É possível agir de maneira a enfrentar numa luta intersticial, sangrenta e suja este movimento intermitente de maledicências, mas, o confronto é sempre injusto, pois não há honra nesta guerra. A batalha a ser travada é para que estes afetos rebaixados não aprisionem nosso espírito num reduto frio e dilapidado pelo mau agouro; e este sempre será um desafio a altura de gigantes. Se, como apontado, a luta em contraposição ao maledicente é injusta e desleal, de maneira ativa e propositiva é possível barrar ou diminuir as intensidades das forças danosas?
Um ponto a ser levantado em relação a maledicência, é que ela se disfarça com as máscaras das mil faces. O maledicente se transfigura em formas as mais diversas; sempre envolvente e sedutor. Ele é um grande criador de narrativas fantasiosas, sobre todos aqueles descuidados em ouvi-lo. Malicioso, desponta como um cobiçoso apanhador de coscuvilhices alheias, ávido por enquadrar as falas soltas ao vento em uma estória única e difamatória. A predominância da tristeza é a exata somatória deste compilado de maus viveres; parafraseando Ariano Suassuna, vende-se a alma para não conseguir nada ao corpo.

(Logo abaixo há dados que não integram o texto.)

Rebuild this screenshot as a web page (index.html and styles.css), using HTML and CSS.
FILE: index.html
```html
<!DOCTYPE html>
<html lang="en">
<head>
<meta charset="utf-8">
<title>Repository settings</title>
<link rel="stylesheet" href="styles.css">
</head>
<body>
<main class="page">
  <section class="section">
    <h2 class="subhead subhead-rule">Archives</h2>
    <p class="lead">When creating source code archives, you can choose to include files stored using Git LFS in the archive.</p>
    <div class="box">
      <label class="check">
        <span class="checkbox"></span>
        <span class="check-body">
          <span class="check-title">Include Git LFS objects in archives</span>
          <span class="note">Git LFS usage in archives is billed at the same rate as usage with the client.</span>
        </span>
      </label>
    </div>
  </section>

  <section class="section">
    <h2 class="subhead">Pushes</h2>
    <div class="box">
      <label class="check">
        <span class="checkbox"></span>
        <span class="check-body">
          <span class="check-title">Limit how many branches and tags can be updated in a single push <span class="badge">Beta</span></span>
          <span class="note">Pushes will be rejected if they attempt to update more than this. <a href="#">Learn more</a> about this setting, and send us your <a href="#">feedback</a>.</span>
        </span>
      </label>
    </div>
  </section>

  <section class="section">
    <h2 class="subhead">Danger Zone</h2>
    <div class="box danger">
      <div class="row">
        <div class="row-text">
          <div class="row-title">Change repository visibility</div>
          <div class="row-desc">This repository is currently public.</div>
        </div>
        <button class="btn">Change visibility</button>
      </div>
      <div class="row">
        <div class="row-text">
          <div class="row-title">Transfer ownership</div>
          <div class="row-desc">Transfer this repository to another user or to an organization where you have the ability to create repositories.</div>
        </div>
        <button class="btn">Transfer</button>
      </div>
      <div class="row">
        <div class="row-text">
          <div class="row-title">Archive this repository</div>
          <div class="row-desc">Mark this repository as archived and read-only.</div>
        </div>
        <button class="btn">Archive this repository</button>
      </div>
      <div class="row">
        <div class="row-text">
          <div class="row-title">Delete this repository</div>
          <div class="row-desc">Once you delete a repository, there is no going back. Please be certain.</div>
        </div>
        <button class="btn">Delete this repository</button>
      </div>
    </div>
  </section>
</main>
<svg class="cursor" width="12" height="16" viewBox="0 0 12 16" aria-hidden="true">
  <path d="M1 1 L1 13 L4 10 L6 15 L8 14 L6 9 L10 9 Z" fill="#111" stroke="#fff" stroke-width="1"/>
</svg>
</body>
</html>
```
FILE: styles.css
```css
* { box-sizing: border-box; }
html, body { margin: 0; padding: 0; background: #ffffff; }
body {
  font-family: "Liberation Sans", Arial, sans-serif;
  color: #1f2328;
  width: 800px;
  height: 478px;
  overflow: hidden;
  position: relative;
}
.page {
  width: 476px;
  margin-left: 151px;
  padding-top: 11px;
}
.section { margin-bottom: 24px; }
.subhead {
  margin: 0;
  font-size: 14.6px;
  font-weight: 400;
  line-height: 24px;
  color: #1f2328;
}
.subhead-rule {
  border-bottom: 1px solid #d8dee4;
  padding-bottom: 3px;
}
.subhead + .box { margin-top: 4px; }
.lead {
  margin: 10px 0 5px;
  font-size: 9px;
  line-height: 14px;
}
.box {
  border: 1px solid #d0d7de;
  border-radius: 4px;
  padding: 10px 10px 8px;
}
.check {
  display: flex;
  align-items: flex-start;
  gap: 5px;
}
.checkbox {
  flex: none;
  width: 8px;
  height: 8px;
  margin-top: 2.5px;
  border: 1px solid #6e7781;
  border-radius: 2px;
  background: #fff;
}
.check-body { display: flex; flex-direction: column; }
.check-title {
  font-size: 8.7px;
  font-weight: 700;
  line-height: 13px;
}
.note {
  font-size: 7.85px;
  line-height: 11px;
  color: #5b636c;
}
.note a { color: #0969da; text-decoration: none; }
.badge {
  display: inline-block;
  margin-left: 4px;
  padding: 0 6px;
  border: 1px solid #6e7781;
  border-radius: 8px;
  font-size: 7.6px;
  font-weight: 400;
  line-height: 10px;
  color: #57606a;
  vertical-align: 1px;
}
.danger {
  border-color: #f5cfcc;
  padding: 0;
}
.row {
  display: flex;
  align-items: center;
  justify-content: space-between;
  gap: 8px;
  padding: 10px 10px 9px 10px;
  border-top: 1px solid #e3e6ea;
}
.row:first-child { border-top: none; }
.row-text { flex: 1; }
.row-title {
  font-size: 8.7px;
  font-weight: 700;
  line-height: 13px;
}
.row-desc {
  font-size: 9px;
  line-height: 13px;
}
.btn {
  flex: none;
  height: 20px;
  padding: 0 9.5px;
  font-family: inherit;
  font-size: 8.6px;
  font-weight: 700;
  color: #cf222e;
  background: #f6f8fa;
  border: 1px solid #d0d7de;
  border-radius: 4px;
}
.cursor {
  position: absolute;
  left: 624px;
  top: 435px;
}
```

Ao maledicente, a si próprio é impossível refastelar-se em suas vivências, pois a sua inépcia existencial desde sempre impede-o de experimentar a vida em sua força criadora e multiplicadora de regalos.

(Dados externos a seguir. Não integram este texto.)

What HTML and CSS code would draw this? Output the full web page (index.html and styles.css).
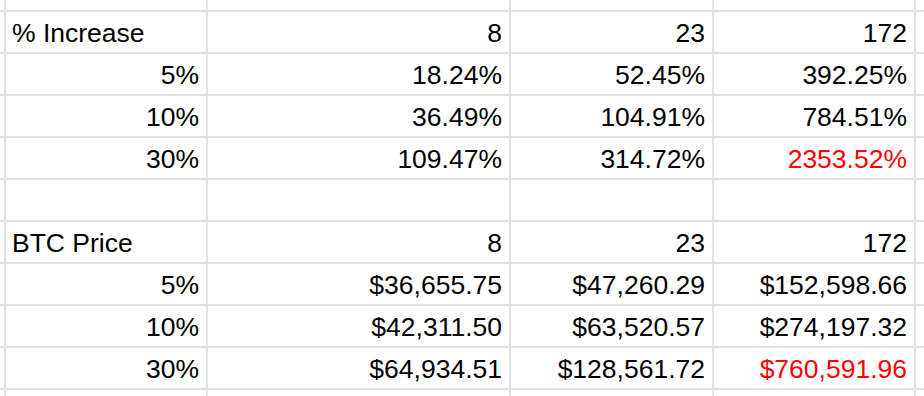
FILE: index.html
```html
<!DOCTYPE html>
<html lang="en">
<head>
  <meta charset="UTF-8">
  <meta name="viewport" content="width=device-width, initial-scale=1.0">
  <title>BTC Projection</title>
  <link rel="stylesheet" href="styles.css">
</head>
<body>
  <div class="sheet">
    <!-- partial row above -->
    <div class="row">
      <div class="cell"></div><div class="cell"></div><div class="cell"></div><div class="cell"></div><div class="cell"></div><div class="cell"></div>
    </div>

    <div class="row">
      <div class="cell"></div>
      <div class="cell label">% Increase</div>
      <div class="cell num">8</div>
      <div class="cell num">23</div>
      <div class="cell num">172</div>
      <div class="cell"></div>
    </div>
    <div class="row">
      <div class="cell"></div>
      <div class="cell num">5%</div>
      <div class="cell num">18.24%</div>
      <div class="cell num">52.45%</div>
      <div class="cell num">392.25%</div>
      <div class="cell"></div>
    </div>
    <div class="row">
      <div class="cell"></div>
      <div class="cell num">10%</div>
      <div class="cell num">36.49%</div>
      <div class="cell num">104.91%</div>
      <div class="cell num">784.51%</div>
      <div class="cell"></div>
    </div>
    <div class="row">
      <div class="cell"></div>
      <div class="cell num">30%</div>
      <div class="cell num">109.47%</div>
      <div class="cell num">314.72%</div>
      <div class="cell num alert">2353.52%</div>
      <div class="cell"></div>
    </div>

    <div class="row">
      <div class="cell"></div><div class="cell"></div><div class="cell"></div><div class="cell"></div><div class="cell"></div><div class="cell"></div>
    </div>

    <div class="row">
      <div class="cell"></div>
      <div class="cell label">BTC Price</div>
      <div class="cell num">8</div>
      <div class="cell num">23</div>
      <div class="cell num">172</div>
      <div class="cell"></div>
    </div>
    <div class="row">
      <div class="cell"></div>
      <div class="cell num">5%</div>
      <div class="cell num">$36,655.75</div>
      <div class="cell num">$47,260.29</div>
      <div class="cell num">$152,598.66</div>
      <div class="cell"></div>
    </div>
    <div class="row">
      <div class="cell"></div>
      <div class="cell num">10%</div>
      <div class="cell num">$42,311.50</div>
      <div class="cell num">$63,520.57</div>
      <div class="cell num">$274,197.32</div>
      <div class="cell"></div>
    </div>
    <div class="row">
      <div class="cell"></div>
      <div class="cell num">30%</div>
      <div class="cell num">$64,934.51</div>
      <div class="cell num">$128,561.72</div>
      <div class="cell num alert">$760,591.96</div>
      <div class="cell"></div>
    </div>

    <!-- partial row below -->
    <div class="row">
      <div class="cell"></div><div class="cell"></div><div class="cell"></div><div class="cell"></div><div class="cell"></div><div class="cell"></div>
    </div>
  </div>
</body>
</html>
```

FILE: styles.css
```css
html, body {
  margin: 0;
  height: 100%;
  overflow: hidden;
  background: #fff;
}

.sheet {
  display: grid;
  grid-template-columns: 4px 200px 301px 201px 200px 1fr;
  grid-template-rows: 10px repeat(9, 40px) 1fr;
  gap: 2px;
  height: 396px;
  background-color: #e2e2e2;
  font-family: "Liberation Sans", Arial, sans-serif;
  font-size: 26.5px;
  color: #000;
}

.row {
  display: contents;
}

.cell {
  background-color: #fff;
  display: flex;
  align-items: flex-end;
  padding: 0 7px 3px 6px;
  white-space: nowrap;
  overflow: hidden;
  min-width: 0;
}

.row:first-child .cell,
.row:last-child .cell,
.cell:first-child,
.cell:last-child {
  padding: 0;
}

.num {
  justify-content: flex-end;
}

.label {
  justify-content: flex-start;
}

.alert {
  color: #ff0000;
}
```
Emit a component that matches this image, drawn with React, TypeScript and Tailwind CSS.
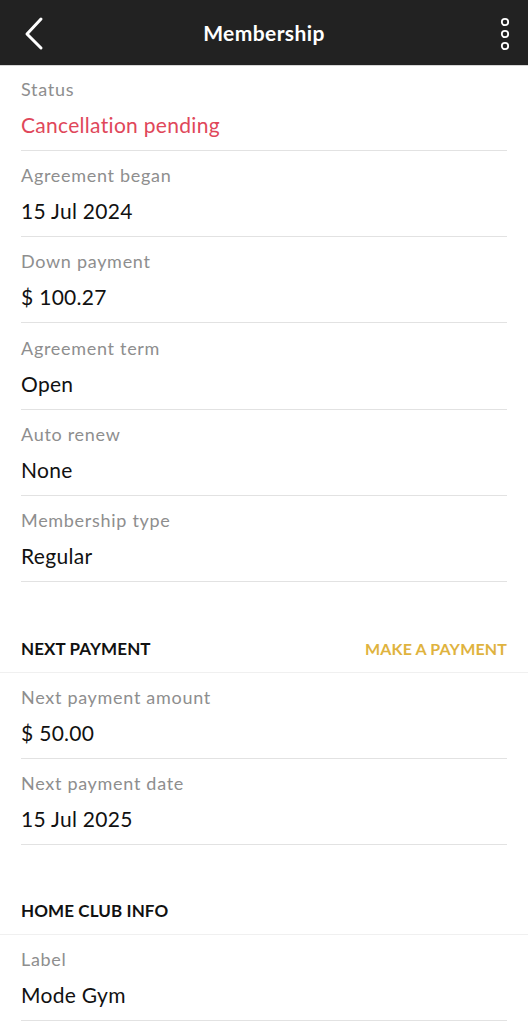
import React from "react";

const font = { fontFamily: "Lato, 'Open Sans', sans-serif" };

function Row({ label, value, red }: { label: string; value: string; red?: boolean }) {
  return (
    <div className="px-[21px]">
      <div className="pt-[13px] pb-[12px]">
        <div className="text-[18px] leading-[22px] text-[#8e8e8e] tracking-[0.7px]">{label}</div>
        <div className={`mt-[12px] text-[21px] leading-[26px] tracking-[0.3px] ${red ? "text-[#e0475a]" : "text-[#111111]"}`}>{value}</div>
      </div>
      <div className="h-px bg-[#e2e2e2]" />
    </div>
  );
}

function Section({ title, action }: { title: string; action?: string }) {
  return (
    <div className="h-[91px] flex items-end justify-between px-[21px] pb-[13px] border-b border-[#f0f0f0]">
      <div className="text-[17px] leading-[20px] font-bold text-[#111111] tracking-[0.1px]">{title}</div>
      {action && <div className="text-[16px] leading-[20px] font-bold text-[#dfb33e] tracking-[0.15px]">{action}</div>}
    </div>
  );
}

export default function App() {
  return (
    <div className="w-[528px] h-[1024px] overflow-hidden bg-white" style={font}>
      <div className="h-[65px] bg-[#222222] flex items-center justify-between px-[20px] relative">
        <svg width="26" height="36" viewBox="0 0 26 36" className="ml-[1px]">
          <path d="M20 4 L6 19 L20 33" stroke="white" strokeWidth="3" fill="none" strokeLinecap="round" strokeLinejoin="round" />
        </svg>
        <div className="absolute left-0 right-0 text-center text-white font-bold text-[21px] tracking-[0.4px] pointer-events-none">Membership</div>
        <svg width="12" height="36" viewBox="0 0 12 36" className="mr-[-3px]">
          <circle cx="6" cy="7" r="3.2" stroke="white" strokeWidth="1.8" fill="none" />
          <circle cx="6" cy="19" r="3.2" stroke="white" strokeWidth="1.8" fill="none" />
          <circle cx="6" cy="31" r="3.2" stroke="white" strokeWidth="1.8" fill="none" />
        </svg>
      </div>
      <div className="h-px bg-[#d6d6d6]" />
      <div className="-mt-[1px]">
        <Row label="Status" value="Cancellation pending" red />
      </div>
      <Row label="Agreement began" value="15 Jul 2024" />
      <Row label="Down payment" value="$ 100.27" />
      <div className="pt-px">
        <Row label="Agreement term" value="Open" />
      </div>
      <Row label="Auto renew" value="None" />
      <Row label="Membership type" value="Regular" />
      <Section title="NEXT PAYMENT" action="MAKE A PAYMENT" />
      <Row label="Next payment amount" value="$ 50.00" />
      <Row label="Next payment date" value="15 Jul 2025" />
      <div className="-mt-px">
        <Section title="HOME CLUB INFO" />
      </div>
      <Row label="Label" value="Mode Gym" />
    </div>
  );
}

Meu saudoso avô sempre me dizia que “o luxo é o regalo da vida”; não se referindo a posses materiais ou extravagâncias pueris. Ao que ele se referia e cabe aqui, diz respeito a promoção ou criação de mundos outros a partir do espontaneísmo e pela ânsia transbordante de vida; própria da vida que se expande, que ultrapassa os limites e se sobrepõe as contingências hodiernas. Este é o verdadeiro luxo.
Aos maus de coração que se endereça este desalento, deveriam ter como horizonte uma singela frase de Bertolt Brecht: Só alguém dentro de uma situação pode julga-la, ele é a última pessoa que pode julgar; mas, está versão acaba por deixar soterrada a inveja constituinte dos seres humanos em geral, e sua gana por reconhecimento egóico imediato e excludente.